So, I went and done did it, and I appalled at least two upstanding Canadians who happen by here. Uh huh, I spelled "humour" as "humor", thus going against my many years of formal education and aghasting good Canucks everywhere.
My reasoning: lately, every time I wrote "humour" or "honour" or what have you, I have not been pleased with myself. Because there is no reason to write it that way, when we can simply do as the Americans and write "humor", Your Honor. You see, Your Honor, we don't say the "u" anymore — haven't for a long time as a matter of fact. Try it. Say the word "our" or "hour" and then say "humour" or "honour" in the same way. See, we don't say it that way.
I'll have you know that I think I am being very Canadian by making the switch.

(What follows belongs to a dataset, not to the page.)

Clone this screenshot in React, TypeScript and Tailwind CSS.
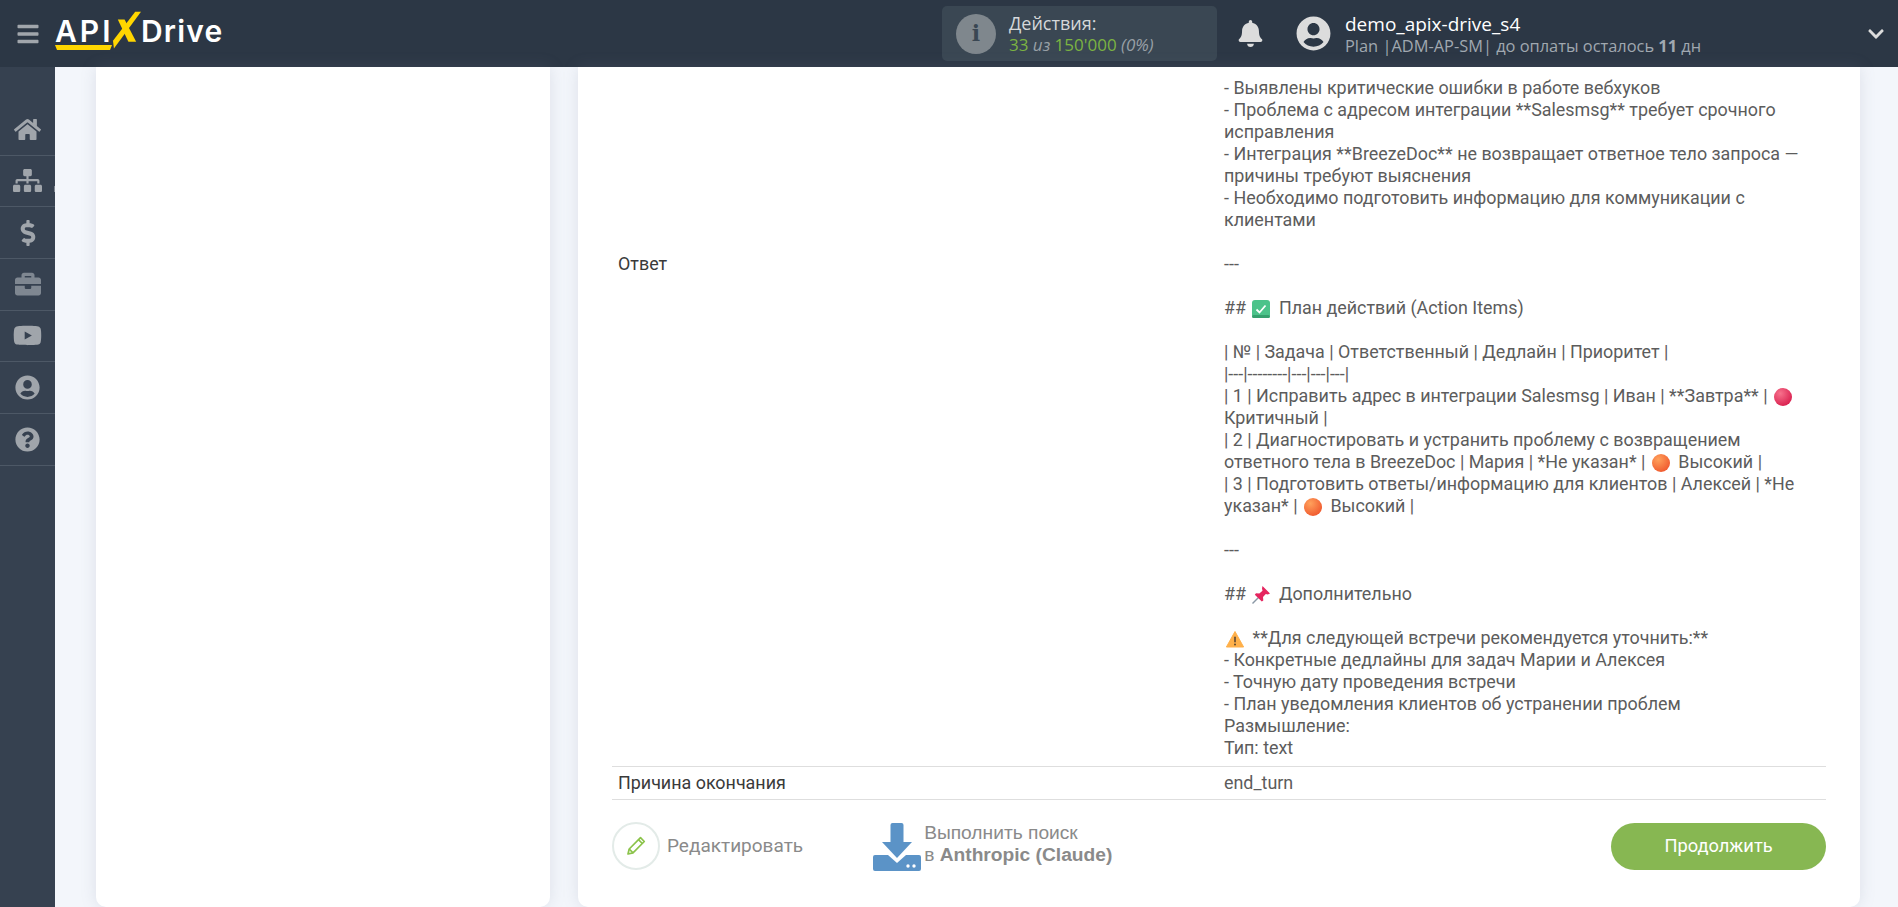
import {
  FaBars,
  FaBell,
  FaBriefcase,
  FaChevronDown,
  FaDollarSign,
  FaHome,
  FaQuestionCircle,
  FaSitemap,
  FaUserCircle,
  FaYoutube,
} from "react-icons/fa";
import type { IconType } from "react-icons";

const menu: { icon: IconType; size: string; dim?: boolean }[] = [
  { icon: FaHome, size: "text-[27px]" },
  { icon: FaSitemap, size: "text-[29px]" },
  { icon: FaDollarSign, size: "text-[26px]" },
  { icon: FaBriefcase, size: "text-[26px]", dim: true },
  { icon: FaYoutube, size: "text-[29px]" },
  { icon: FaUserCircle, size: "text-[25px]" },
  { icon: FaQuestionCircle, size: "text-[25px]" },
];

const Logo = () => (
  <div className="relative flex h-[67px] w-[170px] shrink-0 items-center font-['Inter',sans-serif] text-[30px] font-semibold text-white">
    <span className="mt-[-4px] w-[57px] tracking-[3px]">API</span>
    <svg viewBox="0 0 30 42" className="mt-[-6px] h-[42px] w-[29px] shrink-0">
      <polygon points="24,1 30,1 2,39 1,31" fill="#ffd600" />
      <polygon points="6,9 13,9 25,32 17,32" fill="#ffd600" />
    </svg>
    <span className="mt-[-4px] tracking-[1.2px]">Drive</span>
    <svg viewBox="0 0 57 5" className="absolute left-0 top-[45px] h-[5px] w-[57px]">
      <polygon points="0,0 57,0 55,5 2,5" fill="#ffd600" />
    </svg>
  </div>
);

const Emoji = ({ kind }: { kind: "check" | "red" | "orange" | "pin" | "warn" }) => (
  <svg viewBox="0 0 18 18" className="-my-[4px] ml-[2px] mr-[4px] inline-block h-[18px] w-[18px] align-middle">
    <defs>
      <radialGradient id="redG" cx="35%" cy="30%" r="75%">
        <stop offset="0" stopColor="#f7718c" />
        <stop offset="1" stopColor="#d91f4e" />
      </radialGradient>
      <radialGradient id="orangeG" cx="35%" cy="30%" r="75%">
        <stop offset="0" stopColor="#ffa15c" />
        <stop offset="1" stopColor="#f0592e" />
      </radialGradient>
    </defs>
    {kind === "check" && (
      <>
        <rect x="0" y="0" width="18" height="18" rx="3" fill="#4cc38a" />
        <rect x="0" y="15" width="18" height="3" rx="1.5" fill="#36a06e" />
        <path d="M4.500 9.500l3 3 6-7" fill="none" stroke="#fff" strokeWidth="1.8" />
      </>
    )}
    {kind === "red" && <circle cx="9" cy="9" r="9" fill="url(#redG)" />}
    {kind === "orange" && <circle cx="9" cy="9" r="9" fill="url(#orangeG)" />}
    {kind === "pin" && (
      <>
        <path d="M0.500 17.500l6.500-6.500" stroke="#8a98a5" strokeWidth="1.4" />
        <path d="M10.500 0L18 7.500l-2.200 1-2-.6-2.800 3.200.3 3.300-1.500 1.100L2.800 8.800l1.200-1.500 3.300.2L10.500 4.700 10 2.500z" fill="#e5255f" />
      </>
    )}
    {kind === "warn" && (
      <>
        <path d="M9 1.500L17.600 17H.4z" fill="#ffb04a" stroke="#ffb04a" strokeLinejoin="round" />
        <rect x="8.200" y="6.500" width="1.600" height="6" rx=".8" fill="#5a4632" />
        <circle cx="9" cy="14.400" r="1" fill="#5a4632" />
      </>
    )}
  </svg>
);

const Answer = () => (
  <div className="whitespace-pre-line">
    {`- Выявлены критические ошибки в работе вебхуков
- Проблема с адресом интеграции **Salesmsg** требует срочного исправления
- Интеграция **BreezeDoc** не возвращает ответное тело запроса — причины требуют выяснения
- Необходимо подготовить информацию для коммуникации с клиентами

---

## `}
    <Emoji kind="check" />
    {` План действий (Action Items)

| № | Задача | Ответственный | Дедлайн | Приоритет |
|---|--------|---|---|---|
| 1 | Исправить адрес в интеграции Salesmsg | Иван | **Завтра** | `}
    <Emoji kind="red" />
    {` Критичный |
| 2 | Диагностировать и устранить проблему с возвращением ответного тела в BreezeDoc | Мария | *Не указан* | `}
    <Emoji kind="orange" />
    {` Высокий |
| 3 | Подготовить ответы/информацию для клиентов | Алексей | *Не указан* | `}
    <Emoji kind="orange" />
    {` Высокий |

---

## `}
    <Emoji kind="pin" />
    {` Дополнительно

`}
    <Emoji kind="warn" />
    {` **Для следующей встречи рекомендуется уточнить:**
- Конкретные дедлайны для задач Марии и Алексея
- Точную дату проведения встречи
- План уведомления клиентов об устранении проблем
Размышление:
Тип: text`}
  </div>
);

export default function App() {
  return (
    <div className="flex h-[907px] flex-col overflow-hidden bg-[#f3f6fb] font-['Roboto',sans-serif]">
      <header className="flex h-[67px] shrink-0 items-center bg-[#2c3745]">
        <div className="flex w-[55px] shrink-0 justify-center pl-[1px]">
          <FaBars className="text-[24px] text-[#a1a6ac]" />
        </div>
        <Logo />
        <div className="ml-[717px] flex h-[55px] w-[275px] shrink-0 items-center rounded-[5px] bg-[#3a4753] pl-[14px] font-['Open_Sans',sans-serif]">
          <div className="flex h-[40px] w-[40px] items-center justify-center rounded-full bg-[#7f878d]">
            <span className="font-['DejaVu_Serif',serif] text-[22px] font-bold text-[#3a4753]">i</span>
          </div>
          <div className="ml-[13px] leading-[22px]">
            <div className="text-[18px] text-[#d5d8da]">Действия:</div>
            <div className="text-[17px] text-[#7cb342]">
              33 <span className="italic text-[#98a0a6]">из</span> 150'000{" "}
              <span className="italic text-[#98a0a6]">(0%)</span>
            </div>
          </div>
        </div>
        <FaBell className="ml-[20px] shrink-0 text-[27px] text-[#dcdcdc]" />
        <FaUserCircle className="ml-[32px] shrink-0 text-[35px] text-[#dcdcdc]" />
        <div className="ml-[14px] font-['Open_Sans',sans-serif]">
          <div className="text-[19px] leading-[24px] text-white">demo_apix-drive_s4</div>
          <div className="text-[16.4px] leading-[19px] text-[#a0a8b0]">
            Plan |ADM-AP-SM| до оплаты осталось <b>11</b> дн
          </div>
        </div>
        <FaChevronDown className="ml-auto mr-[13px] text-[18px] text-[#dcdcdc]" />
      </header>

      <div className="flex min-h-0 flex-1">
        <nav className="w-[55px] shrink-0 bg-[#364150] pt-[37px]">
          {menu.map((item, index) => (
            <div
              key={index}
              className="relative flex h-[51.67px] items-center justify-center border-b border-[#4d5866]"
            >
              <item.icon className={`${item.size} ${item.dim ? "text-[#7f8791]" : "text-[#a0a5ab]"}`} />
              {index === 1 && <div className="absolute right-0 top-[30px] h-[6px] w-[1px] bg-[#7f8791]" />}
            </div>
          ))}
        </nav>

        <main className="flex min-w-0 flex-1 pl-[41px]">
          <div className="w-[454px] shrink-0 rounded-b-[10px] bg-white shadow-[0_0_16px_rgba(120,130,150,0.18)]" />
          <div className="ml-[28px] w-[1282px] shrink-0 rounded-b-[10px] bg-white px-[34px] shadow-[0_0_16px_rgba(120,130,150,0.18)]">
            <div className="text-[17.9px] leading-[22px] text-[#5c5c5c]">
              <div className="flex border-b border-[#dedede] pb-[7px] pt-[10px]">
                <div className="w-[612px] shrink-0 pl-[6px] pt-[176px] text-[#3a3a3a]">Ответ</div>
                <div className="min-w-0 flex-1">
                  <Answer />
                </div>
              </div>
              <div className="flex h-[33px] items-center border-b border-[#dedede] pb-[1px]">
                <div className="w-[612px] shrink-0 pl-[6px] text-[#3a3a3a]">Причина окончания</div>
                <div>end_turn</div>
              </div>
            </div>

            <div className="mt-[21px] flex items-center">
              <div className="flex h-[48px] w-[48px] items-center justify-center rounded-full border-2 border-[#e3ebe8]">
                <svg viewBox="0 0 24 24" className="h-[24px] w-[24px]" fill="none" stroke="#8bc34a" strokeWidth="1.7" strokeLinejoin="round">
                  <path d="M4 20l1.200-5L16.500 3.700l3.800 3.800L9 18.800z" />
                  <path d="M14.500 5.700l3.800 3.800M5.200 15l3.800 3.800" />
                </svg>
              </div>
              <span className="ml-[7px] text-[19px] text-[#8a8a8a]">Редактировать</span>
              <svg viewBox="0 0 48 48" className="ml-[70px] mt-[2px] h-[48px] w-[48px]" fill="#5b93c7">
                <path d="M17.500 2a2 2 0 012-2h9a2 2 0 012 2v17H39L24 35 9 19h8.500z" />
                <path d="M2 32h13l9 8 9-8h13a2 2 0 012 2v12a2 2 0 01-2 2H2a2 2 0 01-2-2V34a2 2 0 012-2z" />
                <circle cx="35" cy="43" r="1.700" fill="#fff" />
                <circle cx="41" cy="43" r="1.700" fill="#fff" />
              </svg>
              <div className="ml-[3px] mt-[-4px] font-['Liberation_Sans',sans-serif] text-[19.2px] leading-[22px] text-[#8a8a8a]">
                <div>Выполнить поиск</div>
                <div>
                  в <b>Anthropic (Claude)</b>
                </div>
              </div>
              <button className="ml-auto h-[47px] w-[215px] rounded-full bg-[#87b752] text-[18.3px] font-normal text-white">
                Продолжить
              </button>
            </div>
          </div>
        </main>
      </div>
    </div>
  );
}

A long time ago, when we were largely populated by expat Yankee Doodle Dandies, our school children were taught the American way. It was only later changed by fiat, as it were, to keep us more British — stiff upper lip and all that.
Pish tosh, say I. I'm taking Canadian English back. I may even drop those silly "re" endings. I mean to say, do we go to the "theatre" or "theater", I ask you. One thing I will keep is the doubling of consonants as in "traveller" rather than" traveler". I take that stand because my understanding is that if you don't double the consonant, then you should pronounce the preceding vowel as long and not short. And who ever heard of a "traveeler"?
So, that's my rationale. Although it's common sense to me, it was still a tough decision to make. But I figure that our national identity shouldn't hinge on archaic spelling (note the two ll's — pretty sure even American spell it that way).